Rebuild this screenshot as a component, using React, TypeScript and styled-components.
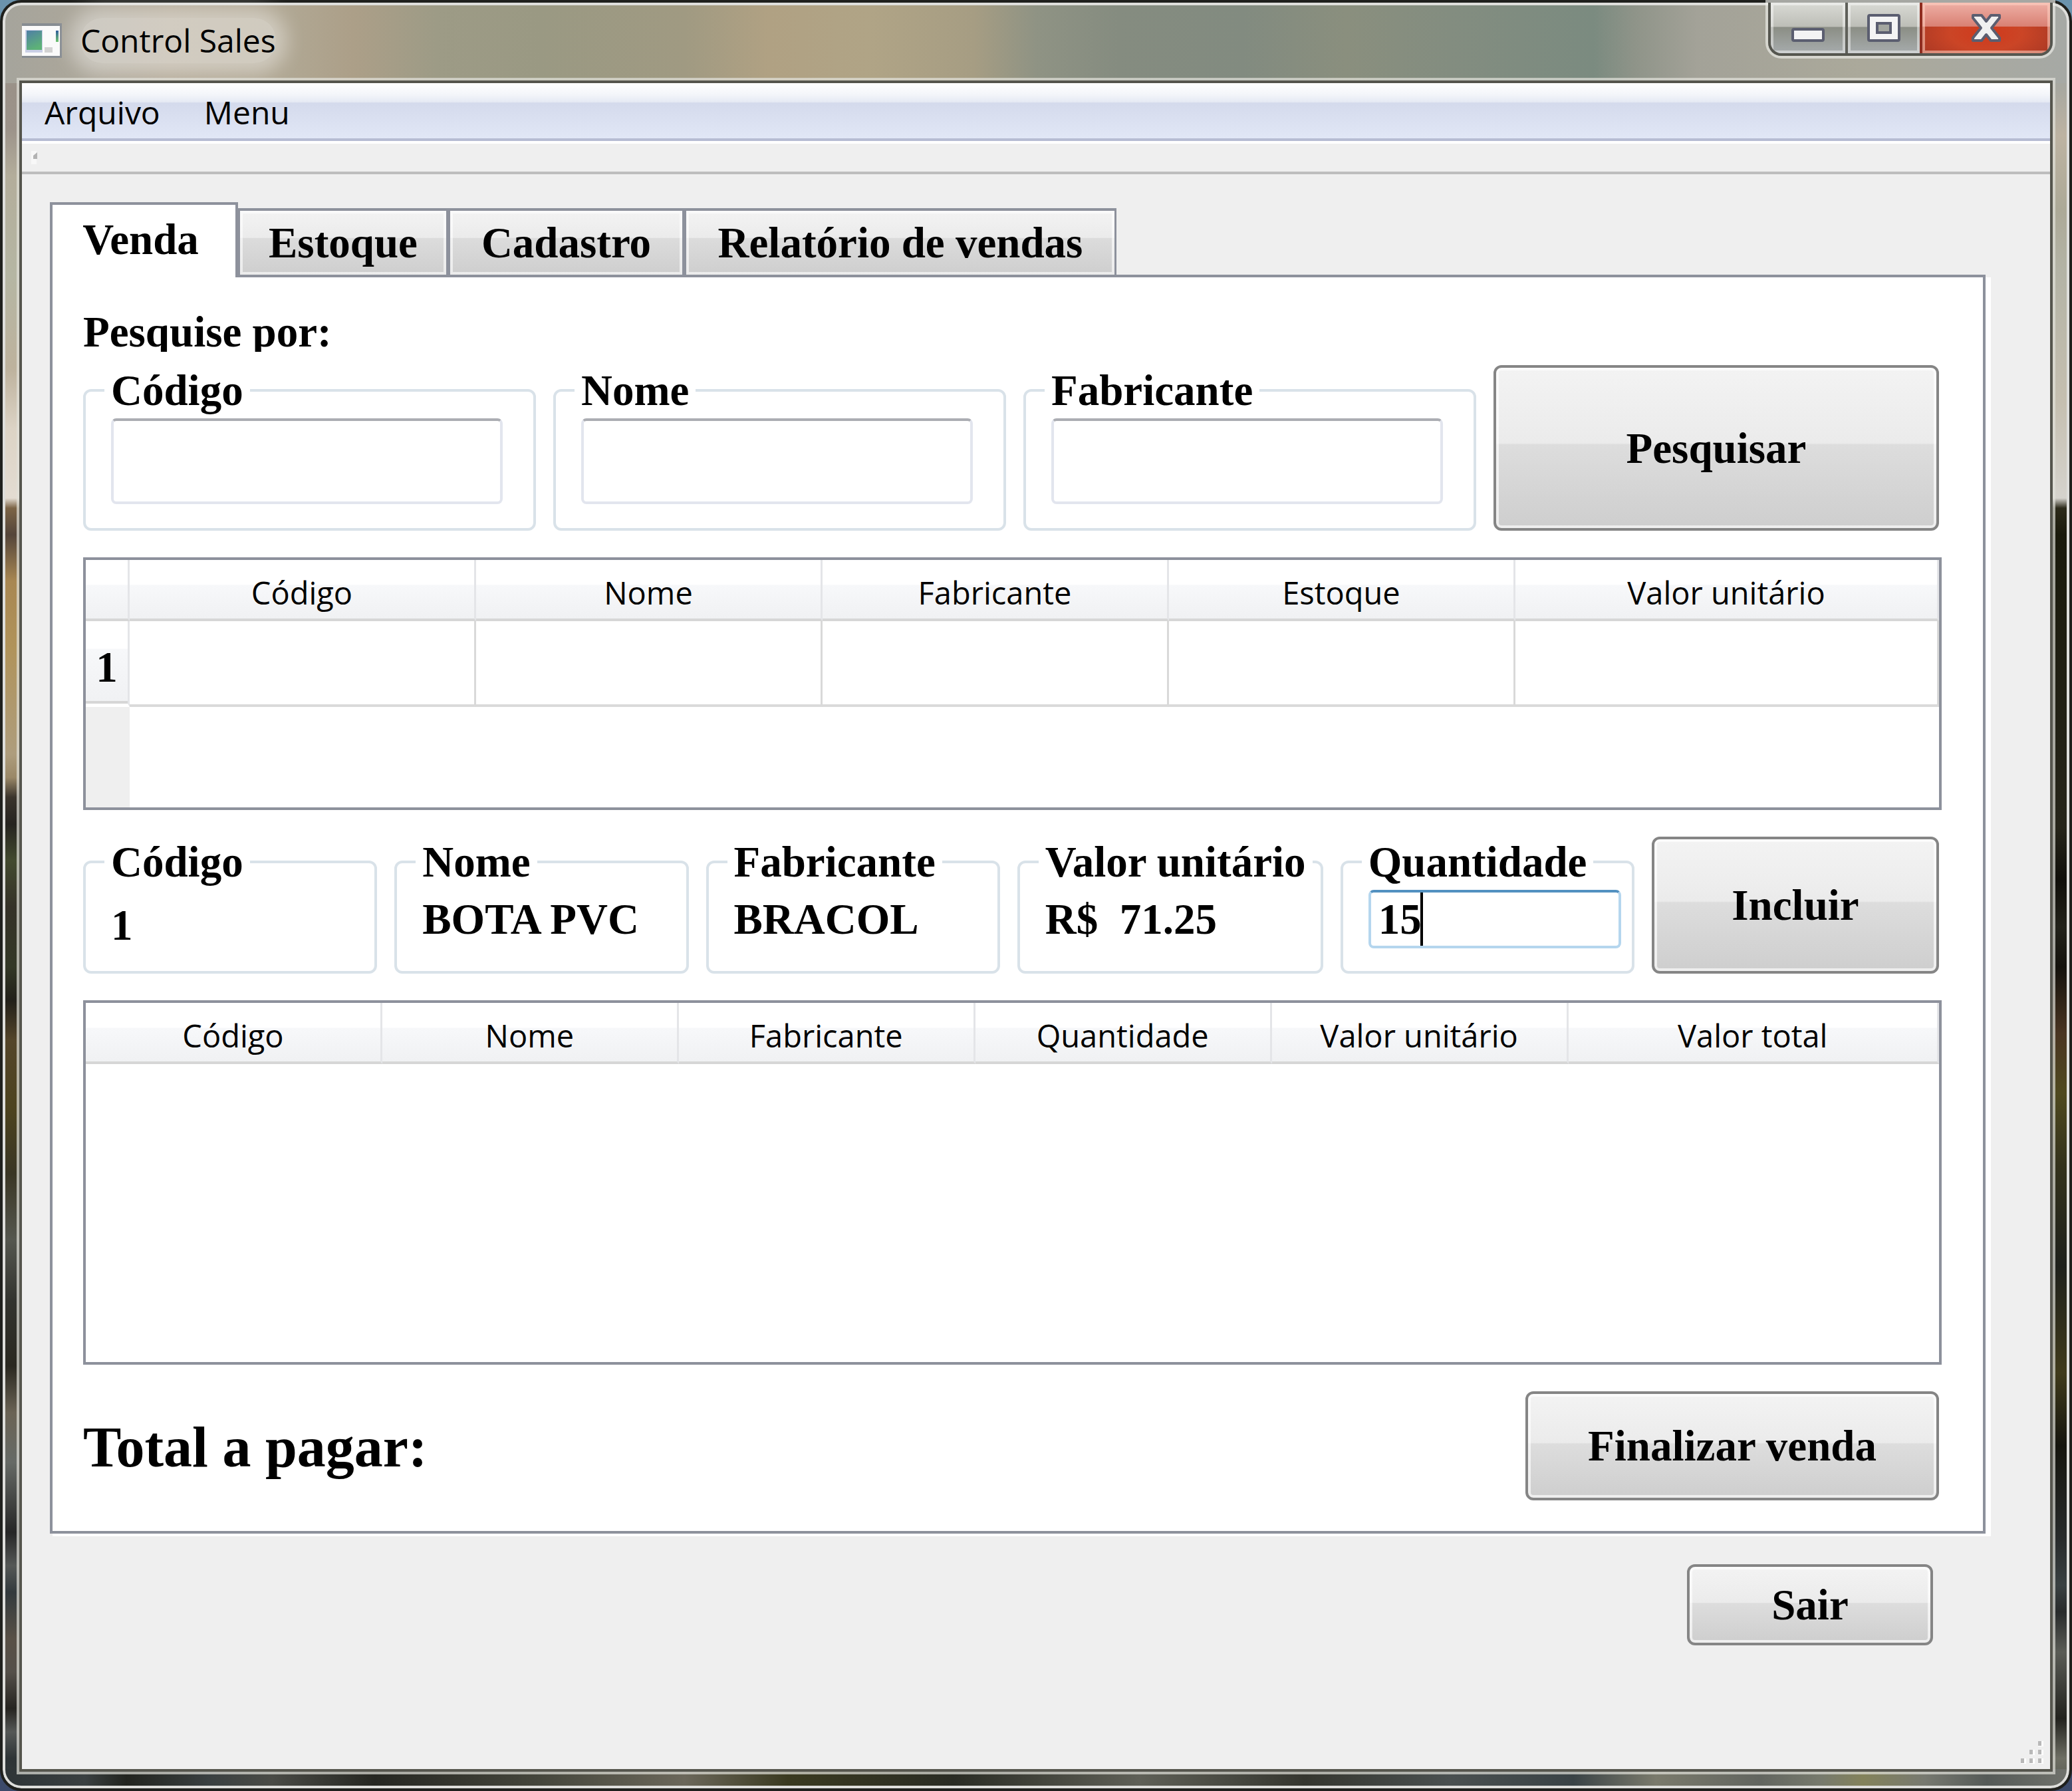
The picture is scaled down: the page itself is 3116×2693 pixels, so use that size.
import React, { useState } from "react";
import styled, { createGlobalStyle, css } from "styled-components";

const serif = `"Liberation Serif", "Times New Roman", serif`;
const sans = `"Open Sans", "Segoe UI", sans-serif`;
const line = "#8d919c";

const Global = createGlobalStyle`
  *, *::before, *::after { box-sizing: border-box; }
  body { margin: 0; font-family: ${sans}; font-size: 48px; color: #000; }
  button, input { font: inherit; color: inherit; margin: 0; }
`;

const leftGlass = `linear-gradient(180deg, #a5a49c 0, #9a9188 130px, #9c938a 190px, #b3ad9b 260px, #b5b6a3 410px,
  #bdb29d 550px, #dcd3c5 640px, #e3dcd2 745px, #7c6446 760px, #54453a 800px, #a88752 870px, #b0935a 970px,
  #ae9d7d 1130px, #9a8868 1165px, #3a342c 1195px, #262420 1235px, #434a2f 1290px, #353228 1360px,
  #333826 1450px, #22201a 1500px, #54452a 1560px, #4d431f 1660px, #3a3624 1760px, #55574f 1860px,
  #33342f 1950px, #2a2820 2050px, #6a6355 2120px, #666a66 2195px, #262626 2300px, #555856 2350px,
  #333a3d 2390px, #585046 2460px, #55504a 2510px, #262420 2565px, #555856 2600px, #2e3436 2640px, #343a3c 100%)`;
const rightGlass = `linear-gradient(180deg, #9fa7a7 0, #a8a8a0 130px, #bdb3a2 200px, #aca997 310px, #b3b3a5 400px,
  #c5bfb0 600px, #d5d3cd 745px, #2c2a1a 760px, #1a1a0c 800px, #26251a 1240px, #100f0a 1320px, #22221a 1390px,
  #14120c 1450px, #4a3522 1550px, #4f491f 1640px, #33321c 1750px, #1f211c 1900px, #403b1c 2060px,
  #15150e 2170px, #282b2b 2310px, #3a4142 2380px, #282b2b 2420px, #5a5c56 2480px, #22221e 2580px, #6e6f64 2640px, #55574f 100%)`;
const bottomGlass = `linear-gradient(90deg, #2e3436 0, #3a4041 4%, #22241f 6%, #3a4041 10%, #4a4b46 13%, #262722 18%,
  #45463c 26%, #6b675a 33%, #3a3a20 38%, #2a2c24 46%, #5f6057 55%, #35362f 63%, #4a5050 70%, #3a4346 76%,
  #7a7a6c 80%, #62655f 85%, #777a6d 88%, #83825b 90%, #777970 93%, #555a57 96%, #70726c 100%)`;
const topGlass = `linear-gradient(90deg, #a5a49c 0, #b4aa98 8%, #b0a793 14%, #ac9f88 17%, #9d9b86 21%, #9a9983 26%,
  #a09a82 33%, #b0a183 37%, #b0a486 42%, #a69d83 47%, #8f9384 50%, #858c80 54%, #828b80 60%, #8a8f7e 65%,
  #838d80 70%, #7b8b80 77%, #8f9489 79%, #a3a298 82%, #aba99b 90%, #a6a9a5 100%)`;

const Desktop = styled.div`
  min-height: 100vh;
  display: flex;
  background: linear-gradient(180deg, #6b93ad 0, #5b7d9b 50%, #3c4a6a 100%);
`;

const Frame = styled.main`
  flex: 1;
  min-width: 0;
  display: flex;
  flex-direction: column;
  padding: 0 25px 25px;
  border: 4px solid #1f201d;
  border-radius: 32px;
  box-shadow: inset 0 0 0 4px #dededb;
  background:
    ${topGlass} 0 0 / 100% 121px no-repeat,
    ${bottomGlass} 0 100% / 100% 29px no-repeat,
    ${leftGlass} 0 0 / 50% 100% no-repeat,
    ${rightGlass} 100% 0 / 50% 100% no-repeat;
`;

const TitleBar = styled.header`
  height: 117px;
  display: flex;
  align-items: flex-start;
  justify-content: space-between;
`;

const Caption = styled.div`
  display: flex;
  align-items: center;
  gap: 28px;
  padding: 23px 0 0 4px;
`;

const Title = styled.h1`
  margin: 0;
  font-size: 48px;
  line-height: 68px;
  font-weight: 400;
  border-radius: 32px;
  background: rgba(255, 255, 255, 0.4);
  box-shadow: 0 0 28px 16px rgba(255, 255, 255, 0.4);
`;

const Controls = styled.div`
  display: flex;
  border: 4px solid #55564f;
  border-top: 0;
  border-radius: 0 0 20px 20px;
  box-shadow: 0 0 0 4px rgba(240, 240, 235, 0.65);
  overflow: hidden;
`;

const Control = styled.button<{ $kind: "min" | "max" | "close" }>`
  height: 76px;
  padding: 0;
  border: 0;
  display: flex;
  align-items: center;
  justify-content: center;
  width: ${(p) => ({ min: 116, max: 112, close: 192 })[p.$kind]}px;
  ${(p) =>
    p.$kind === "close"
      ? css`
          background:
            linear-gradient(180deg, #eeb0a6 0, #d98073 47%, transparent 47%),
            radial-gradient(ellipse at 50% 60%, #d0391c 0, #cb4526 40%, #9e3424 100%);
          box-shadow: inset 0 0 0 4px rgba(255, 210, 195, 0.55);
        `
      : css`
          border-right: 4px solid ${p.$kind === "max" ? "#8f2d20" : "#5f605a"};
          background: linear-gradient(180deg, #d9dad5 0, #bdbeb7 47%, #8b8e85 49%, #a7acad 100%);
          box-shadow: inset 0 0 0 4px rgba(255, 255, 255, 0.45);
        `}
`;

const Client = styled.div`
  flex: 1;
  display: flex;
  flex-direction: column;
  border: 4px solid #55554d;
  box-shadow: 0 0 0 4px rgba(225, 225, 218, 0.7);
  background: #efefef;
`;

const MenuBar = styled.nav`
  height: 87px;
  display: flex;
  align-items: center;
  gap: 66px;
  padding: 5px 34px 0;
  border-bottom: 4px solid #b6bcd3;
  background: linear-gradient(180deg, #fff 0, #f4f6fa 20%, #e6eaf4 34%, #d4daec 36%, #e1e7f6 100%);
`;

const MenuItem = styled.button`
  padding: 0;
  border: 0;
  background: none;
  line-height: 68px;
`;

const ToolStrip = styled.div`
  height: 50px;
  display: flex;
  align-items: center;
  padding-left: 14px;
  border-top: 4px solid #fff;
  border-bottom: 4px solid #bdbdbd;
`;

const Content = styled.div`
  flex: 1;
  display: flex;
  flex-direction: column;
  padding: 42px 97px 0 42px;
`;

const Tabs = styled.div`
  display: flex;
  align-items: flex-end;
  height: 109px;
`;

const Tab = styled.button<{ $width: number; $active: boolean }>`
  width: ${(p) => p.$width}px;
  height: 100px;
  padding: 0;
  white-space: nowrap;
  font: bold 65px/76px ${serif};
  border: 4px solid ${line};
  border-left-width: 3px;
  border-right-width: 3px;
  border-bottom: 0;
  background: linear-gradient(180deg, #f3f3f3 0, #ebebeb 42%, #dcdcdc 43%, #cecece 100%);
  box-shadow: inset 0 0 0 4px rgba(255, 255, 255, 0.6);
  ${(p) =>
    p.$active &&
    css`
      position: relative;
      height: 113px;
      margin-bottom: -4px;
      padding: 0 10px 6px 0;
      border-left-width: 4px;
      border-right-width: 4px;
      background: #fff;
      box-shadow: none;
    `}
`;

const Panel = styled.section`
  display: flex;
  flex-direction: column;
  gap: 40px;
  padding: 44px 62px 46px 46px;
  border: 4px solid ${line};
  background: #fff;
  box-shadow: 4px 4px 0 #fff, 8px 4px 0 #fff;
`;

const Search = styled.div`
  display: flex;
  flex-direction: column;
  gap: 20px;
`;

const SearchTitle = styled.h2`
  margin: 0;
  height: 68px;
  overflow: hidden;
  font: bold 65px/76px ${serif};
`;

const FieldRow = styled.form<{ $columns: string; $height: number }>`
  display: grid;
  grid-template-columns: ${(p) => p.$columns};
  column-gap: 26px;
  height: ${(p) => p.$height}px;
  margin-right: 4px;
`;

const Group = styled.fieldset<{ $right?: number }>`
  min-width: 0;
  margin: 0;
  padding: 4px ${(p) => p.$right ?? 16}px 0 38px;
  border: 4px solid #d9e2e9;
  border-radius: 12px;
  font: bold 65px/76px ${serif};
`;

const Legend = styled.legend`
  margin-left: -10px;
  padding: 0 10px;
  white-space: nowrap;
`;

const Value = styled.output<{ $tall?: boolean }>`
  display: block;
  white-space: pre;
  line-height: ${(p) => (p.$tall ? 106 : 88)}px;
`;

const SearchInput = styled.input`
  display: block;
  width: 100%;
  height: 129px;
  padding: 0 11px;
  border: 4px solid #e2e5ee;
  border-top-color: #abadb3;
  border-radius: 8px;
  background: #fff;
  outline: 0;
`;

const CaretBox = styled.div`
  position: relative;
`;

const QuantityInput = styled(SearchInput)`
  height: 88px;
  border-color: #b5d6ee;
  border-top-color: #5290c0;
  caret-color: transparent;
`;

const Caret = styled.span`
  position: absolute;
  top: 4px;
  bottom: 4px;
  left: 78px;
  width: 4px;
  background: #000;
`;

const PushButton = styled.button`
  padding: 0;
  border: 4px solid #858585;
  border-radius: 12px;
  font: bold 65px/76px ${serif};
  background: linear-gradient(180deg, #f3f3f3 0, #ebebeb 47%, #dddddd 48%, #cecece 100%);
  box-shadow: inset 0 0 0 4px rgba(255, 255, 255, 0.65);
`;

const WideButton = styled(PushButton)`
  width: 622px;
  height: 164px;
`;

const ExitButton = styled(PushButton)`
  width: 370px;
  height: 122px;
`;

const GridBox = styled.div<{ $height: number; $rowHeader?: boolean }>`
  height: ${(p) => p.$height}px;
  border: 4px solid ${line};
  background: ${(p) => (p.$rowHeader ? "linear-gradient(90deg, #efefef 66px, #fff 66px)" : "#fff")};
`;

const Table = styled.table`
  width: 100%;
  table-layout: fixed;
  border-collapse: separate;
  border-spacing: 0;
`;

const HeadCell = styled.th`
  height: 92px;
  padding: 10px 0 0;
  font-size: 47px;
  font-weight: 400;
  line-height: 68px;
  border-right: 3px solid #e4e5e8;
  border-bottom: 4px solid #d6d6d6;
  background: linear-gradient(180deg, #fff 0, #fff 42%, #f7f8fa 43%, #f0f1f3 100%);
`;

const RowHead = styled.th`
  height: 129px;
  padding: 14px 0 0;
  font: bold 65px/76px ${serif};
  border-right: 3px solid #e4e5e8;
  border-bottom: 5px solid #fff;
  background: linear-gradient(180deg, #fff 0, #fff 33%, #f7f8fa 34%, #f0f1f3 100%);
  box-shadow: inset 0 -4px 0 #d6d6d6;
`;

const Cell = styled.td`
  padding: 0;
  border-right: 3px solid #d9d9d9;
  border-bottom: 4px solid #dadada;
  background: #fff;
`;

const Footer = styled.div`
  display: flex;
  align-items: center;
  justify-content: space-between;
  margin-right: 4px;
`;

const Total = styled.p`
  margin: 0;
  padding-top: 4px;
  font: bold 86px/96px ${serif};
`;

const ExitBar = styled.div`
  display: flex;
  justify-content: flex-end;
  padding: 46px 79px 0 0;
`;

const StatusBar = styled.footer`
  display: flex;
  justify-content: flex-end;
  padding: 0 10px 6px 0;
`;

const AppIcon = () => (
  <svg width="60" height="54" viewBox="0 0 60 54" aria-hidden="true">
    <defs>
      <linearGradient id="screen" x1="0" y1="0" x2="0.4" y2="1">
        <stop offset="0" stopColor="#4f7fa6" />
        <stop offset="1" stopColor="#5db277" />
      </linearGradient>
      <linearGradient id="bar" x1="0" y1="0" x2="0" y2="1">
        <stop offset="0" stopColor="#2c5a9a" />
        <stop offset="1" stopColor="#6cc36a" />
      </linearGradient>
    </defs>
    <rect x="0" y="1" width="61" height="52" fill="#878c92" />
    <rect x="0" y="5" width="57" height="45" fill="#fafafa" />
    <rect x="5" y="11" width="26" height="34" fill="#c9cfe6" />
    <rect x="7" y="12" width="23" height="29" fill="url(#screen)" />
    <rect x="34" y="37" width="12" height="8" fill="#d2d2d2" />
    <rect x="51" y="12" width="4" height="17" fill="url(#bar)" />
  </svg>
);

const MinimizeIcon = () => (
  <svg width="50" height="42" viewBox="0 0 50 42" aria-hidden="true">
    <rect x="2" y="23" width="46" height="17" rx="2" fill="#f4f4f4" stroke="#5b5e70" strokeWidth="4" />
  </svg>
);

const MaximizeIcon = () => (
  <svg width="50" height="42" viewBox="0 0 50 42" aria-hidden="true">
    <rect x="2" y="2" width="46" height="38" rx="2" fill="#f4f4f4" stroke="#5b5e70" strokeWidth="4" />
    <rect x="15" y="14" width="20" height="14" fill="#a3a69f" stroke="#5b5e70" strokeWidth="4" />
  </svg>
);

const CloseIcon = () => (
  <svg width="46" height="42" viewBox="0 0 46 42" aria-hidden="true">
    <path
      d="M3 2h13l7 9 7-9h13v4L31 21l12 15v4H30l-7-9-7 9H3v-4l12-15L3 6z"
      fill="#f0f0f0"
      stroke="#5b5e70"
      strokeWidth="4"
      strokeLinejoin="round"
    />
  </svg>
);

const HandleDot = () => (
  <svg width="12" height="24" viewBox="0 0 12 24" aria-hidden="true">
    <rect x="0" y="2" width="8" height="20" fill="#f8f8f8" />
    <path d="M3 9l6-5v10H3z" fill="#b3b3b3" />
  </svg>
);

const SizeGrip = () => (
  <svg width="34" height="38" viewBox="0 0 34 38" aria-hidden="true">
    {[
      [26, 2],
      [13, 15],
      [26, 15],
      [0, 28],
      [13, 28],
      [26, 28],
    ].map(([x, y]) => (
      <g key={`${x}-${y}`}>
        <rect x={x} y={y} width="8" height="8" fill="#fff" />
        <rect x={x} y={y} width="5" height="7" fill="#b8b8b8" />
      </g>
    ))}
  </svg>
);

const tabs = [
  { label: "Venda", width: 283 },
  { label: "Estoque", width: 316 },
  { label: "Cadastro", width: 355 },
  { label: "Relatório de vendas", width: 650 },
];
const searchFields = ["Código", "Nome", "Fabricante"];
const stockColumns = ["Código", "Nome", "Fabricante", "Estoque", "Valor unitário"];
const item = [
  { label: "Código", value: "1", tall: true },
  { label: "Nome", value: "BOTA PVC" },
  { label: "Fabricante", value: "BRACOL" },
  { label: "Valor unitário", value: "R$  71.25" },
];
const saleColumns = ["Código", "Nome", "Fabricante", "Quantidade", "Valor unitário", "Valor total"];

const stay = (e: React.FormEvent) => e.preventDefault();

export default function App() {
  const [active, setActive] = useState("Venda");
  const [quantity, setQuantity] = useState("15");

  return (
    <Desktop>
      <Global />
      <Frame>
        <TitleBar>
          <Caption>
            <AppIcon />
            <Title>Control Sales</Title>
          </Caption>
          <Controls>
            <Control $kind="min" aria-label="Minimizar">
              <MinimizeIcon />
            </Control>
            <Control $kind="max" aria-label="Maximizar">
              <MaximizeIcon />
            </Control>
            <Control $kind="close" aria-label="Fechar">
              <CloseIcon />
            </Control>
          </Controls>
        </TitleBar>
        <Client>
          <MenuBar>
            <MenuItem>Arquivo</MenuItem>
            <MenuItem>Menu</MenuItem>
          </MenuBar>
          <ToolStrip>
            <HandleDot />
          </ToolStrip>
          <Content>
            <Tabs role="tablist">
              {tabs.map((t) => (
                <Tab
                  key={t.label}
                  role="tab"
                  aria-selected={t.label === active}
                  $active={t.label === active}
                  $width={t.width}
                  onClick={() => setActive(t.label)}
                >
                  {t.label}
                </Tab>
              ))}
            </Tabs>
            <Panel role="tabpanel">
              <Search>
                <SearchTitle>Pesquise por:</SearchTitle>
                <FieldRow $columns="1fr 1fr 1fr 670px" $height={249} onSubmit={stay}>
                  {searchFields.map((label) => (
                    <Group key={label} $right={46}>
                      <Legend>
                        <label htmlFor={`search-${label}`}>{label}</label>
                      </Legend>
                      <SearchInput id={`search-${label}`} type="text" />
                    </Group>
                  ))}
                  <PushButton type="submit">Pesquisar</PushButton>
                </FieldRow>
              </Search>

              <GridBox $height={380} $rowHeader>
                <Table>
                  <colgroup>
                    <col style={{ width: 66 }} />
                    {stockColumns.map((c, i) => (
                      <col key={c} style={i < 4 ? { width: 521 } : undefined} />
                    ))}
                  </colgroup>
                  <thead>
                    <tr>
                      <HeadCell />
                      {stockColumns.map((c) => (
                        <HeadCell key={c} scope="col">
                          {c}
                        </HeadCell>
                      ))}
                    </tr>
                  </thead>
                  <tbody>
                    <tr>
                      <RowHead scope="row">1</RowHead>
                      {stockColumns.map((c) => (
                        <Cell key={c} />
                      ))}
                    </tr>
                  </tbody>
                </Table>
              </GridBox>

              <FieldRow $columns="1fr 1fr 1fr 460px 1fr 432px" $height={206} onSubmit={stay}>
                {item.map((f) => (
                  <Group key={f.label}>
                    <Legend>{f.label}</Legend>
                    <Value $tall={f.tall}>{f.value}</Value>
                  </Group>
                ))}
                <Group>
                  <Legend>
                    <label htmlFor="quantity">Quantidade</label>
                  </Legend>
                  <CaretBox>
                    <QuantityInput
                      id="quantity"
                      type="text"
                      value={quantity}
                      onChange={(e) => setQuantity(e.target.value)}
                    />
                    <Caret />
                  </CaretBox>
                </Group>
                <PushButton type="submit">Incluir</PushButton>
              </FieldRow>

              <GridBox $height={548}>
                <Table>
                  <colgroup>
                    {saleColumns.map((c, i) => (
                      <col key={c} style={{ width: i < 5 ? "16%" : "20%" }} />
                    ))}
                  </colgroup>
                  <thead>
                    <tr>
                      {saleColumns.map((c) => (
                        <HeadCell key={c} scope="col">
                          {c}
                        </HeadCell>
                      ))}
                    </tr>
                  </thead>
                </Table>
              </GridBox>

              <Footer>
                <Total>Total a pagar:</Total>
                <WideButton>Finalizar venda</WideButton>
              </Footer>
            </Panel>
            <ExitBar>
              <ExitButton>Sair</ExitButton>
            </ExitBar>
          </Content>
          <StatusBar>
            <SizeGrip />
          </StatusBar>
        </Client>
      </Frame>
    </Desktop>
  );
}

■ ■ ■ ■ ■

**Work to be completed:** Only the count is needed: the number of lines in the data that include the word "components".

**Solution for this task:** 2